Whilst reading up on Xorshift I came across the following (emphases added):

The following xorshift+ generator, instead, has 128 bits of state, a maximal period of 2^128 − 1 and passes BigCrush:

[snip code]

This generator is one of the fastest generator passing BigCrush; however, it is only 1-dimensionally equidistributed.

Earlier in the article there's the following:

[snip code]

Both generators, as all xorshift* generators of maximal period, emit a sequence of 64-bit values that is equidistributed in the maximum possible dimension.

What does it mean for a sequence to be equidistributed in one dimension vs. multiple dimensions vs. not at all?

Solution

This website provides the answer:


A xorshift* generator with an n-bit state space is $n/64$-dimensionally equidistributed: every $n/64$-tuple of consecutive 64-bit values appears exactly once in the output, except for the zero tuple (and this is the best possible for 64-bit values).
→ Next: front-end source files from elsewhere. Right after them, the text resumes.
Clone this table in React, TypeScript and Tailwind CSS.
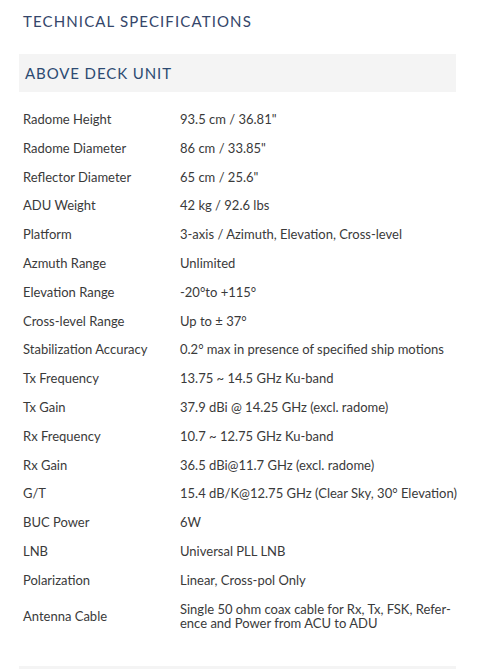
import React from "react";

const rows: [string, React.ReactNode][] = [
  ["Radome Height", "93.5 cm / 36.81\""],
  ["Radome Diameter", "86 cm / 33.85\""],
  ["Reflector Diameter", "65 cm / 25.6\""],
  ["ADU Weight", "42 kg / 92.6 lbs"],
  ["Platform", "3-axis / Azimuth, Elevation, Cross-level"],
  ["Azmuth Range", "Unlimited"],
  ["Elevation Range", "-20°to +115°"],
  ["Cross-level Range", "Up to ± 37°"],
  ["Stabilization Accuracy", "0.2° max in presence of specified ship motions"],
  ["Tx Frequency", "13.75 ~ 14.5 GHz Ku-band"],
  ["Tx Gain", "37.9 dBi @ 14.25 GHz (excl. radome)"],
  ["Rx Frequency", "10.7 ~ 12.75 GHz Ku-band"],
  ["Rx Gain", "36.5 dBi@11.7 GHz (excl. radome)"],
  ["G/T", "15.4 dB/K@12.75 GHz (Clear Sky, 30° Elevation)"],
  ["BUC Power", "6W"],
  ["LNB", "Universal PLL LNB"],
  ["Polarization", "Linear, Cross-pol Only"],
  [
    "Antenna Cable",
    <>
      Single 50 ohm coax cable for Rx, Tx, FSK, Refer-
      <br />
      ence and Power from ACU to ADU
    </>,
  ],
];

export default function App() {
  return (
    <div
      className="w-[487px] h-[669px] overflow-hidden bg-white pl-[19px] pr-[31px]"
      style={{ fontFamily: "Lato, 'Open Sans', sans-serif" }}
    >
      <h1 className="pt-[11px] pl-[4px] text-[15px] leading-[20px] tracking-[0.075em] text-[#34466a] font-normal">
        TECHNICAL SPECIFICATIONS
      </h1>
      <div className="mt-[23px] h-[38px] bg-[#f4f4f4] flex items-center pl-[6px]">
        <h2 className="text-[15px] tracking-[0.06em] text-[#2c4a72] font-normal">
          ABOVE DECK UNIT
        </h2>
      </div>
      <div className="mt-[13px] text-[13px] leading-[14.8px] text-[#3a3a3a]">
        {rows.map(([label, value], i) => (
          <div key={i} className="flex items-center py-[7px] pl-[4px]">
            <div className="w-[157px] shrink-0">{label}</div>
            <div className="flex-1 whitespace-nowrap">{value}</div>
          </div>
        ))}
      </div>
      <div className="mt-[28px] h-[10px] bg-[#f4f4f4]" />
    </div>
  );
}
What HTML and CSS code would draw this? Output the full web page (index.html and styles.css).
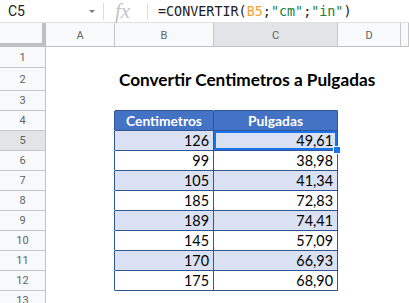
FILE: index.html
```html
<!DOCTYPE html>
<html lang="es">
<head>
    <meta charset="UTF-8">
    <meta name="viewport" content="width=device-width, initial-scale=1.0">
    <title>Convertir Centimetros a Pulgadas</title>
    <link rel="stylesheet" href="styles.css">
</head>
<body>
    <div class="formula-bar">
        <div class="name-box">
            <span class="cell-ref">C5</span>
            <span class="caret"></span>
        </div>
        <div class="sep"></div>
        <div class="fx">fx</div>
        <div class="sep"></div>
        <div class="formula">=CONVERTIR(<span class="ref">B5</span>;<span class="str">"cm"</span>;<span class="str">"in"</span>)</div>
    </div>

    <div class="sheet">
        <div class="row col-heads">
            <div class="corner"></div>
            <div class="ch col-a">A</div>
            <div class="ch col-b">B</div>
            <div class="ch col-c active">C</div>
            <div class="ch col-d">D</div>
            <div class="ch col-e"></div>
        </div>

        <div class="row r1">
            <div class="rh">1</div>
            <div class="cell col-a"></div>
            <div class="cell col-b"></div>
            <div class="cell col-c"></div>
            <div class="cell col-d"></div>
            <div class="cell col-e"></div>
        </div>

        <div class="row r2">
            <div class="rh">2</div>
            <div class="cell col-a"></div>
            <div class="cell col-b title">Convertir Centimetros a Pulgadas</div>
            <div class="cell col-c"></div>
            <div class="cell col-d"></div>
            <div class="cell col-e"></div>
        </div>

        <div class="row">
            <div class="rh">3</div>
            <div class="cell col-a"></div>
            <div class="cell col-b above-table"></div>
            <div class="cell col-c above-table"></div>
            <div class="cell col-d"></div>
            <div class="cell col-e"></div>
        </div>

        <div class="row">
            <div class="rh">4</div>
            <div class="cell col-a left-of-table"></div>
            <div class="cell col-b th">Centimetros</div>
            <div class="cell col-c th">Pulgadas</div>
            <div class="cell col-d"></div>
            <div class="cell col-e"></div>
        </div>

        <div id="rows"></div>

        <div class="row">
            <div class="rh">13</div>
            <div class="cell col-a"></div>
            <div class="cell col-b"></div>
            <div class="cell col-c"></div>
            <div class="cell col-d"></div>
            <div class="cell col-e"></div>
        </div>
    </div>

    <script>
        const data = [
            [126, '49,61'], [99, '38,98'], [105, '41,34'], [185, '72,83'],
            [189, '74,41'], [145, '57,09'], [170, '66,93'], [175, '68,90']
        ];

        let html = '';
        data.forEach((d, i) => {
            const n = i + 5;
            const band = i % 2 === 0 ? ' band' : '';
            const sel = n === 5 ? ' selected' : '';
            html += `
            <div class="row">
                <div class="rh${n === 5 ? ' active' : ''}">${n}</div>
                <div class="cell col-a left-of-table"></div>
                <div class="cell col-b td${band}">${d[0]}</div>
                <div class="cell col-c td${band}${sel}">${d[1]}</div>
                <div class="cell col-d"></div>
                <div class="cell col-e"></div>
            </div>`;
        });
        document.getElementById('rows').outerHTML = html;
    </script>
</body>
</html>
```

FILE: styles.css
```css
* {
    box-sizing: border-box;
}
body {
    margin: 0;
    background: #fff;
    font-family: Roboto, 'Liberation Sans', sans-serif;
    overflow: hidden;
}

/* formula bar */
.formula-bar {
    display: flex;
    align-items: center;
    height: 23px;
    border-bottom: 1px solid #e1e1e1;
}
.name-box {
    display: flex;
    align-items: center;
    justify-content: space-between;
    width: 103px;
    padding: 0 8px 0 8px;
}
.cell-ref {
    font-size: 14px;
    color: #202124;
}
.caret {
    width: 0;
    height: 0;
    border-left: 3px solid transparent;
    border-right: 3px solid transparent;
    border-top: 3px solid #777;
}
.sep {
    width: 1px;
    height: 17px;
    background: #dadce0;
}
.fx {
    width: 43px;
    padding-left: 11px;
    font-family: 'Liberation Serif', serif;
    font-style: italic;
    font-size: 21px;
    color: #c4c4c4;
    line-height: 20px;
}
.formula {
    padding-left: 10px;
    font-family: 'DejaVu Sans Mono', 'Liberation Mono', monospace;
    font-size: 13.4px;
    color: #202124;
    white-space: nowrap;
}
.formula .ref {
    color: #f6a136;
}
.formula .str {
    color: #188038;
}

/* grid */
.row {
    display: flex;
    height: 20px;
}
.row.r1 {
    height: 21px;
}
.row.r2 {
    height: 23px;
}
.col-a { width: 69px; }
.col-b { width: 99px; }
.col-c { width: 124px; }
.col-d { width: 63px; }
.col-e { flex: 1; }

.col-heads {
    height: 24px;
}
.corner {
    width: 46px;
    background: #f8f9fa;
    border-right: 4px solid #c0c0c0;
    border-bottom: 4px solid #c0c0c0;
}
.ch {
    display: flex;
    align-items: center;
    justify-content: center;
    background: #f8f9fa;
    border-right: 1px solid #c7c7c7;
    border-bottom: 1px solid #c0c0c0;
    font-size: 11px;
    color: #5f6368;
    padding-top: 1px;
}
.ch.active {
    background: #e2e4e7;
}
.rh {
    width: 46px;
    display: flex;
    align-items: center;
    justify-content: center;
    background: #f8f9fa;
    border-right: 1px solid #c0c0c0;
    border-bottom: 1px solid #c7c7c7;
    font-size: 11px;
    color: #5f6368;
}
.rh.active {
    background: #e2e4e7;
}
.cell {
    border-right: 1px solid #fff;
    border-bottom: 1px solid #fff;
    font-family: Lato, 'Liberation Sans', sans-serif;
    white-space: nowrap;
}
.title {
    position: relative;
    z-index: 1;
    overflow: visible;
    display: flex;
    align-items: flex-end;
    padding: 0 0 0 4px;
    line-height: 20px;
    font-size: 17.2px;
    font-weight: bold;
    color: #000;
}
.above-table {
    border-bottom-color: #2f5597;
}
.left-of-table {
    border-right-color: #2f5597;
}
.th {
    display: flex;
    align-items: flex-end;
    justify-content: center;
    padding-bottom: 1px;
    background: #4472c4;
    border-right-color: #2f5597;
    border-bottom-color: #2f5597;
    color: #fff;
    font-weight: bold;
    font-size: 13.8px;
}
.td {
    display: flex;
    align-items: flex-end;
    justify-content: flex-end;
    padding: 0 4px 1px 0;
    border-right-color: #2f5597;
    border-bottom-color: #2f5597;
    font-size: 14.4px;
    color: #000;
}
.td.band {
    background: #d9e1f2;
}
.td.selected {
    position: relative;
    box-shadow: inset 0 0 0 2px #1a73e8;
}
.td.selected::after {
    content: '';
    position: absolute;
    right: -4px;
    bottom: -4px;
    width: 6px;
    height: 6px;
    background: #1a73e8;
    border: 1px solid #fff;
}
```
A xorshift+ generator is however only $(n/64 − 1)$-dimensionally equidistributed: every $(n/64 − 1)$-tuple of consecutive 64-bit values appears exactly $2^{64}$ times in the output, except for a missing zero tuple.

In the case of a xorshift+ which uses 128 bits of state, n/64 - 1 = 128/64 - 1 = 2 - 1 = 1, so the Wikipedia article was correct in stating that that particular generator is only 1-dimensionally equidistributed.